I'm struggling since about 3 weeks on my One-Shot learning project. I'm trying to unlock my computer with my face. Unfortunately, I'm far from this task. First, I wanted to understand well the concepts behind one-shot learning and especially triplet loss before anything else. So know I try to train a network (in PyTorch) with transfert learning which will lead me I hope to my goal.

What I understood until now :

One shot learning

It's a method where a model should be able to minimise the euclidean distance between two embeddings of two faces of the same person and at the contrary, maximise the euclidean distance between two faces of different persons. In other words, the model should put any face in a d-dimensional Euclidean space, same persons are close to each other and different are fare away from each other.
This model should not especially be trained with known identity.

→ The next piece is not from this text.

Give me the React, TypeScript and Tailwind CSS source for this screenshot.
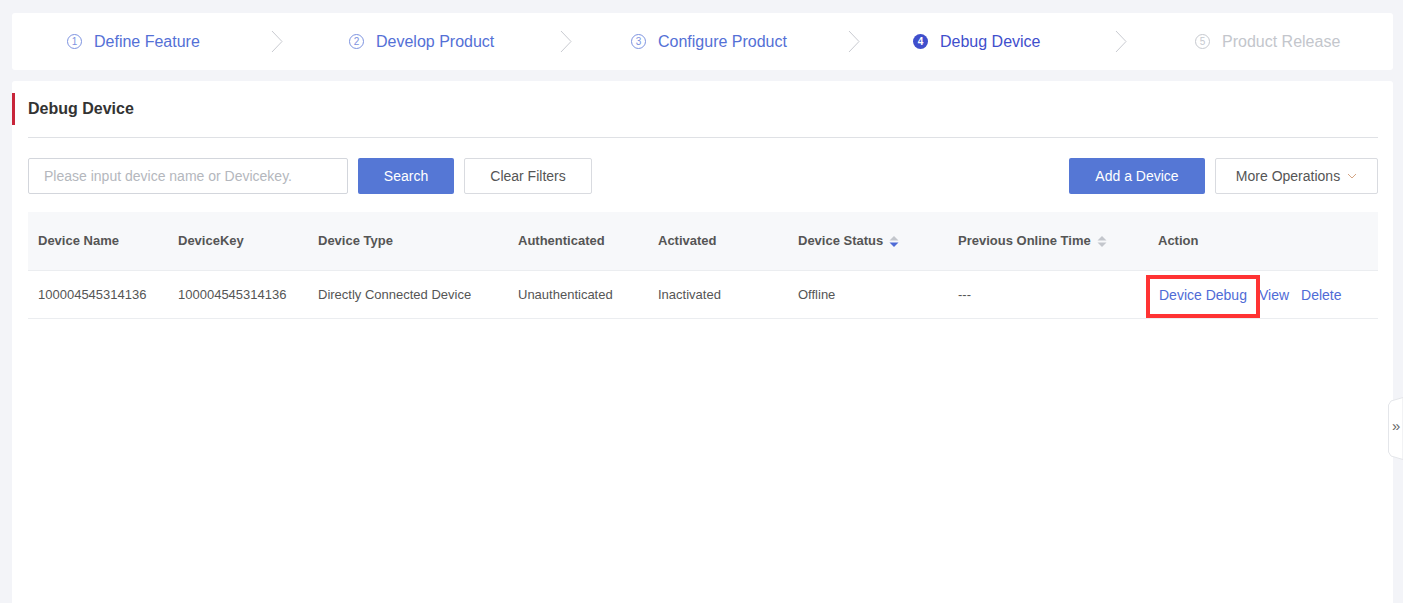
import React from "react";

const font = { fontFamily: '"Liberation Sans", Arial, sans-serif' };

function Chevron() {
  return (
    <svg width="12" height="23" viewBox="0 0 12 23" className="shrink-0">
      <polyline points="1,1 11,11.5 1,22" fill="none" stroke="#c9cbd1" strokeWidth="1" />
    </svg>
  );
}

function Circle({ n, state }: { n: number; state: "done" | "active" | "todo" }) {
  if (state === "active") {
    return (
      <span className="flex h-[15px] w-[15px] items-center justify-center rounded-full bg-[#3f4fcc] text-[10px] font-bold leading-none text-white">
        {n}
      </span>
    );
  }
  return (
    <span
      className={
        state === "done"
          ? "flex h-[15px] w-[15px] items-center justify-center rounded-full border border-[#7d93e0] text-[10px] leading-none text-[#7d93e0]"
          : "flex h-[15px] w-[15px] items-center justify-center rounded-full border border-[#c6c9cf] text-[10px] leading-none text-[#c6c9cf]"
      }
    >
      {n}
    </span>
  );
}

function SortIcon({ active }: { active?: boolean }) {
  return (
    <svg width="10" height="13" viewBox="0 0 10 13" className="ml-[6px]">
      <polygon points="5,1 9.5,5.5 0.5,5.5" fill="#c3c6cc" />
      <polygon points="0.5,7.5 9.5,7.5 5,12" fill={active ? "#4f6bd6" : "#c3c6cc"} />
    </svg>
  );
}

export default function App() {
  const steps: { n: number; label: string; state: "done" | "active" | "todo"; gap: number }[] = [
    { n: 1, label: "Define Feature", state: "done", gap: 71 },
    { n: 2, label: "Develop Product", state: "done", gap: 66 },
    { n: 3, label: "Configure Product", state: "done", gap: 61 },
    { n: 4, label: "Debug Device", state: "active", gap: 74 },
    { n: 5, label: "Product Release", state: "todo", gap: 0 },
  ];
  const cols = [140, 140, 200, 140, 140, 160, 200, 230];
  return (
    <div className="relative min-h-[603px] w-full overflow-hidden bg-[#f3f4f8] pl-[12px] pr-[10px] pt-[13px] text-[#555]" style={font}>
      {/* steps */}
      <div className="flex h-[57px] items-center rounded-[3px] bg-white pl-[55px]">
        {steps.map((s) => (
          <div key={s.n} className="flex w-[282px] shrink-0 items-center">
            <Circle n={s.n} state={s.state} />
            <span
              className={
                s.state === "active"
                  ? "ml-[12px] text-[16px] text-[#3f4fcc]"
                  : s.state === "done"
                  ? "ml-[12px] text-[16px] text-[#5470d6]"
                  : "ml-[12px] text-[16px] text-[#c3c6cc]"
              }
            >
              {s.label}
            </span>
            {s.gap > 0 && (
              <span style={{ marginLeft: s.gap }} className="flex">
                <Chevron />
              </span>
            )}
          </div>
        ))}
      </div>

      {/* main card */}
      <div className="mt-[11px] min-h-[540px] rounded-[3px] bg-white pl-[16px] pr-[15px] pt-[12px]">
        <div className="relative flex h-[32px] items-center">
          <div className="absolute left-[-16px] top-0 h-[32px] w-[3px] bg-[#c8253a]" />
          <span className="text-[16px] font-bold text-[#333]">Debug Device</span>
        </div>
        <div className="mt-[12px] h-px bg-[#dfe1e5]" />

        <div className="mt-[20px] flex items-center">
          <div className="flex h-[36px] w-[320px] items-center rounded-[2px] border border-[#d3d6dc] px-[15px] text-[14px] text-[#b4b7bd]">
            Please input device name or Devicekey.
          </div>
          <button className="ml-[10px] h-[36px] w-[96px] rounded-[2px] bg-[#5577d5] text-[14px] text-white">Search</button>
          <button className="ml-[10px] h-[36px] w-[128px] rounded-[2px] border border-[#d9dbe0] bg-white text-[14px] text-[#555]">
            Clear Filters
          </button>
          <div className="flex-1" />
          <button className="h-[36px] w-[136px] rounded-[2px] bg-[#5577d5] text-[14px] text-white">Add a Device</button>
          <button className="ml-[10px] flex h-[36px] w-[163px] items-center justify-center rounded-[2px] border border-[#d9dbe0] bg-white text-[14px] text-[#555]">
            More Operations
            <svg width="10" height="6" viewBox="0 0 10 6" className="ml-[7px]">
              <polyline points="1,1 5,5 9,1" fill="none" stroke="#d4a584" strokeWidth="1" />
            </svg>
          </button>
        </div>

        {/* table */}
        <div className="mt-[18px] text-[13px]">
          <div className="flex h-[58px] items-center bg-[#f7f8fa] font-bold text-[#555]">
            {["Device Name", "DeviceKey", "Device Type", "Authenticated", "Activated", "Device Status", "Previous Online Time", "Action"].map(
              (h, i) => (
                <div key={h} className="flex shrink-0 items-center pl-[10px]" style={{ width: cols[i] }}>
                  {h}
                  {i === 5 && <SortIcon active />}
                  {i === 6 && <SortIcon />}
                </div>
              )
            )}
          </div>
          <div className="flex h-[49px] items-center border-y border-[#ebedf0] text-[#555]">
            {["100004545314136", "100004545314136", "Directly Connected Device", "Unauthenticated", "Inactivated", "Offline", "---"].map(
              (c, i) => (
                <div key={i} className="shrink-0 pl-[10px]" style={{ width: cols[i] }}>
                  {c}
                </div>
              )
            )}
            <div className="flex shrink-0 items-center pl-[11px] text-[14px] leading-[20px] text-[#4f6bd6]" style={{ width: cols[7] }}>
              <span className="relative">
                Device Debug
                <span className="absolute left-[-13px] top-[-10px] h-[43px] w-[114px] border-[4px] border-[#ff3333]" />
              </span>
              <span className="ml-[12px]">View</span>
              <span className="ml-[12px]">Delete</span>
            </div>
          </div>
        </div>
      </div>

      {/* side handle */}
      <div className="absolute right-0 top-[397px] h-[63px] w-[15px]">
        <svg width="15" height="63" viewBox="0 0 15 63" className="absolute inset-0">
          <polygon points="15,0.5 3,4 0.5,8 0.5,55 3,59 15,62.5" fill="#ffffff" stroke="#e4e6ea" strokeWidth="1" />
        </svg>
        <span className="absolute left-[4px] top-[21px] text-[15px] leading-none text-[#666]">»</span>
      </div>
    </div>
  );
}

In other words, once well trained, anyone could use it to compare a fixed, unchanged, photo of his face to another face of him/her.
Face verification is the ability to maximise the distances between any face which doesn't belong to (let's say) the authorized person and minimise only the distances of faces belonging to the authorized person (1:1 problem).
Face recognition is the ability to maximise the distances between any face which doesn't belong to (let's say) the authorized persons and minimise any distances of faces belonging to a set of authorized persons (1:K problem).

Triplet mining

To ensure that the model learns information, one needs to feed it with triplets that are well defined and not obvious. For a dataset of faces this leads to :
triplets such as [for all (i,j,k) distincts] : face[i] == face[j]; and face[i] != face[k]; and face[j] != face[k]
Those triplets are called "valid triplets" and the faces are defined as Anchors; Positives and Negatives.
triplets such as the faces in the euclidean space are not already far away from each others (prevent trivial losses which collapses to zero). They are defined as semi-hard and hard triplets.

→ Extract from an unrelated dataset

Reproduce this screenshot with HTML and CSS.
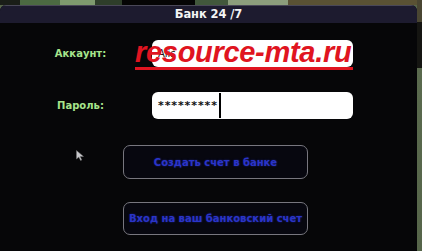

From those base lines, I looked for examples on the internet. I understood that the usual ways to produce triplets are online mining or offline mining. I used the marvelous code of https://omoindrot.github.io/triplet-loss to implement batch hard strategy and batch all strategy which are online mining.

My questions :

From this point I'm kind of lost. I've tried different approaches to build my dataset but my loss never converges. The model doesn't seem to learn anything.

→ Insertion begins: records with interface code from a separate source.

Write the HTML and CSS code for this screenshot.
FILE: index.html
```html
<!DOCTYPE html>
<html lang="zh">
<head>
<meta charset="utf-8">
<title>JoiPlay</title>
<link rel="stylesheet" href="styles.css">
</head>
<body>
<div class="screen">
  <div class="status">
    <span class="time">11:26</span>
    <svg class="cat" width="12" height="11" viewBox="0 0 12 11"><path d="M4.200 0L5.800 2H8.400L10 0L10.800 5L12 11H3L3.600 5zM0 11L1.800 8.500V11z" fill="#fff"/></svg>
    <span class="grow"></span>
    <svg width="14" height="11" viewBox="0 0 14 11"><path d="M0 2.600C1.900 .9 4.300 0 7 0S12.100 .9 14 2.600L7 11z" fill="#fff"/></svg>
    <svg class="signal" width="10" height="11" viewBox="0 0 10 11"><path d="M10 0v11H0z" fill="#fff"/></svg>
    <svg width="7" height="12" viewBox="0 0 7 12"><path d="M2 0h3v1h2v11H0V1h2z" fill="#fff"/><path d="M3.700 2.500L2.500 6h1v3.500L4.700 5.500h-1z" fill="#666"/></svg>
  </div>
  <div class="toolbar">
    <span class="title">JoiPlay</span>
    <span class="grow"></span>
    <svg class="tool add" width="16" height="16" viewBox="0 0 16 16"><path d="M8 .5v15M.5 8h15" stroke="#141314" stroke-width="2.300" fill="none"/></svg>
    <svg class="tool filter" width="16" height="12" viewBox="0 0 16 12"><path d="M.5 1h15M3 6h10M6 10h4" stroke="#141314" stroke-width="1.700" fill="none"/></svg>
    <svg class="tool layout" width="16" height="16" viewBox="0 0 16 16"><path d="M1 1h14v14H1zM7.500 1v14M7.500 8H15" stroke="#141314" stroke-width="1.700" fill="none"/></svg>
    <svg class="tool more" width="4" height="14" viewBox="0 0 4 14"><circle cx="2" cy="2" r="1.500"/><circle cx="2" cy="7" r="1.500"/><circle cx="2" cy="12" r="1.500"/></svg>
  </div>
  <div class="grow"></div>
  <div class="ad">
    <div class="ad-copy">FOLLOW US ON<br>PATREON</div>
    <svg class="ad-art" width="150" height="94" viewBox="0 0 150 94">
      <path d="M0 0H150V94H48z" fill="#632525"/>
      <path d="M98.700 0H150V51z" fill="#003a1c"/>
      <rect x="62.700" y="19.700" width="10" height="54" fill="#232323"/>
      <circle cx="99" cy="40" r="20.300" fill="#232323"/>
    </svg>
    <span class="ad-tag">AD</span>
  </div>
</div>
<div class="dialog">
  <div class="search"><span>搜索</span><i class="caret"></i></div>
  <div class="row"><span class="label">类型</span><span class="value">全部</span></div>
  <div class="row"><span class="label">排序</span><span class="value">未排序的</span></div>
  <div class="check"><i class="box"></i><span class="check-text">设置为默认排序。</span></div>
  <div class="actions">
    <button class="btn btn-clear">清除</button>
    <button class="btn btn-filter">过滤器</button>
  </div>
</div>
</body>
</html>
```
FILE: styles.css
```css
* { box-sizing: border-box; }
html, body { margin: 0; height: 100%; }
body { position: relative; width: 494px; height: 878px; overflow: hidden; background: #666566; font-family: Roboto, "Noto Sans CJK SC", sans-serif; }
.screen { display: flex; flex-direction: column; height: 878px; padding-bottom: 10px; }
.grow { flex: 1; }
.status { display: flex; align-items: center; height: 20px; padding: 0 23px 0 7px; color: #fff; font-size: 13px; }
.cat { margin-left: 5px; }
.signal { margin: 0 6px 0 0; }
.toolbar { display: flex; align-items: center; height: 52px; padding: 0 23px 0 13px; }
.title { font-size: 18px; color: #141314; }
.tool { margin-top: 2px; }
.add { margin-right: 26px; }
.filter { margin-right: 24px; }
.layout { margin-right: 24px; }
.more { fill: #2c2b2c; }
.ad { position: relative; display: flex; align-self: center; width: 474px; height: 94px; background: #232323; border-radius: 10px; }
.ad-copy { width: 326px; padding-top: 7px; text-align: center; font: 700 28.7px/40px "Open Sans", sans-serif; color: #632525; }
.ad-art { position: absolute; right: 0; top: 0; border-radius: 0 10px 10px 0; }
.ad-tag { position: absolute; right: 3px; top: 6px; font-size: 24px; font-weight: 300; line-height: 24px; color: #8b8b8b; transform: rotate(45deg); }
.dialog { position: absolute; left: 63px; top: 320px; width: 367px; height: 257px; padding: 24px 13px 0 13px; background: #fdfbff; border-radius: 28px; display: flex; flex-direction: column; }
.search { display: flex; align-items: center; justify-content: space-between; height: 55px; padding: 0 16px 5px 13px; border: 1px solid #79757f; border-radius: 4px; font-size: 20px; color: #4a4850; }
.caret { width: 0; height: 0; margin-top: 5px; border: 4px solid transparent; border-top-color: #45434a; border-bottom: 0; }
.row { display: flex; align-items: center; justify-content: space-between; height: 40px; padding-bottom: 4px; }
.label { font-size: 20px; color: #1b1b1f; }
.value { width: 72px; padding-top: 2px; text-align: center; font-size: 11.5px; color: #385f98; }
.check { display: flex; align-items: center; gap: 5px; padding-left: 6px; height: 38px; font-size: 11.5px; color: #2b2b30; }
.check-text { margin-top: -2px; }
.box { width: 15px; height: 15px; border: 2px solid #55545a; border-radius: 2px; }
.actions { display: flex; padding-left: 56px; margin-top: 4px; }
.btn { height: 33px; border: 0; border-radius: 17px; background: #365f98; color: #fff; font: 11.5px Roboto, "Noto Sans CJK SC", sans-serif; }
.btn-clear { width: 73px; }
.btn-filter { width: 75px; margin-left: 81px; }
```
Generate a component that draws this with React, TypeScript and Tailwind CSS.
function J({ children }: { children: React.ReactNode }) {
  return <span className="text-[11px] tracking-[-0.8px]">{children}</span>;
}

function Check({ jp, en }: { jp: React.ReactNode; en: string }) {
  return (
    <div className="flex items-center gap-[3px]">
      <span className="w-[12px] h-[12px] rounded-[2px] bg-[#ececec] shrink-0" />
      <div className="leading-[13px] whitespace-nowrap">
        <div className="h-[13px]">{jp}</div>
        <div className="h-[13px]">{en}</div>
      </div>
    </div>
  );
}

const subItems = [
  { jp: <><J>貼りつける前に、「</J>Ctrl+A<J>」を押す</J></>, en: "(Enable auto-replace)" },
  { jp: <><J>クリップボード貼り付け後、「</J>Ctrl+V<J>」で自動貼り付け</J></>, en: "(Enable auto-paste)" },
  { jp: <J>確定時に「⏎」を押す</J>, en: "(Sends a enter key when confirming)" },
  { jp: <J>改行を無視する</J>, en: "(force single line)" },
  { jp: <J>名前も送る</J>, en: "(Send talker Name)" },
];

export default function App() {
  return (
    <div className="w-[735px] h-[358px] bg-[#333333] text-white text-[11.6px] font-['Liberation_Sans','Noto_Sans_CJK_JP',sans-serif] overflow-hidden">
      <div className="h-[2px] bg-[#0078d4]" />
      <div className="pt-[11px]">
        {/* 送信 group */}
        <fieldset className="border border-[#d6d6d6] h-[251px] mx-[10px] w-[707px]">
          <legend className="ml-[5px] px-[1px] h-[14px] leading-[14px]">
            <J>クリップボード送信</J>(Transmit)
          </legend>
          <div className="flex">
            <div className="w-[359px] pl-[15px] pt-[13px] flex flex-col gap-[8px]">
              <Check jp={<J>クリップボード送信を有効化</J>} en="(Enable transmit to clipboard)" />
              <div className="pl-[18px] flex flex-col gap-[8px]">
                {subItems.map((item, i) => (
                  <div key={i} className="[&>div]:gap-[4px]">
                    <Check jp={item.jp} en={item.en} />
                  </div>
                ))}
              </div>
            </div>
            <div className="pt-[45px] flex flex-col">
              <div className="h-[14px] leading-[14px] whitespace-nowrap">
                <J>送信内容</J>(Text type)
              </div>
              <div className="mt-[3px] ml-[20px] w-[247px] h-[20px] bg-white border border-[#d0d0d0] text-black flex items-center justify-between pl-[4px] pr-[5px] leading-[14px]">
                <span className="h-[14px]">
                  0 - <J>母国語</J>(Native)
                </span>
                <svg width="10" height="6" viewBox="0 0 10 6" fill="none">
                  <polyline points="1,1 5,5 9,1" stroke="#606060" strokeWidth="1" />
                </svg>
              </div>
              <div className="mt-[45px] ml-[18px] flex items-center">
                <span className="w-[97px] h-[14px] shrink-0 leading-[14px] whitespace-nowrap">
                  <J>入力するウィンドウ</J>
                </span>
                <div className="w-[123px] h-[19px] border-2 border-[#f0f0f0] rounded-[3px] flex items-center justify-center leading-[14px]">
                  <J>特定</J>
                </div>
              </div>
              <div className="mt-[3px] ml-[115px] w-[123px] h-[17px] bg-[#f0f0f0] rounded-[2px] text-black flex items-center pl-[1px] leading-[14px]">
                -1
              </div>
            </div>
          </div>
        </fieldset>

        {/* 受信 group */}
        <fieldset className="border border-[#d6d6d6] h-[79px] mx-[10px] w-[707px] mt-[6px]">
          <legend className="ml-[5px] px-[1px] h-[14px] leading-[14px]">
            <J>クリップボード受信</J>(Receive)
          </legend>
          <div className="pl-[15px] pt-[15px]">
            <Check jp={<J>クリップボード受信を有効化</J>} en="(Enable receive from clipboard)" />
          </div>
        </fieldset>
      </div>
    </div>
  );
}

Description of my approach (through PyTorch)

Model and dataset

I'm using InceptionResnetV1 from the pytorch_facenet library, pretrained with Casia-Webfaces. I unfreeze the last two layers : linear layer model.last_linear(1792, 512) and model.last_bn() which lead me to 918,528 trainable parameters and an output embedding of dim (512,1).

For the dataset, I'm using the HeadPoseImageDatabase which is a dataset containing 15 persons with for each : 2 front pictures and 186 various head pose pictures. This leads to a set of 2797 pictures (one person has 193 pictures) and 30 front pictures.

My work

I understood that the model should see various identities. So first, I tried the nn.TripletMarginLoss of PyTorch and provide an anchor (one of the two front pictures of each identity); positive (one of the 183 pictures relative to the anchor's identity); and a negative (a random other face with a different identity).
This was unsuccessful : the loss seems to reduce but the model doesn't generalize on test set.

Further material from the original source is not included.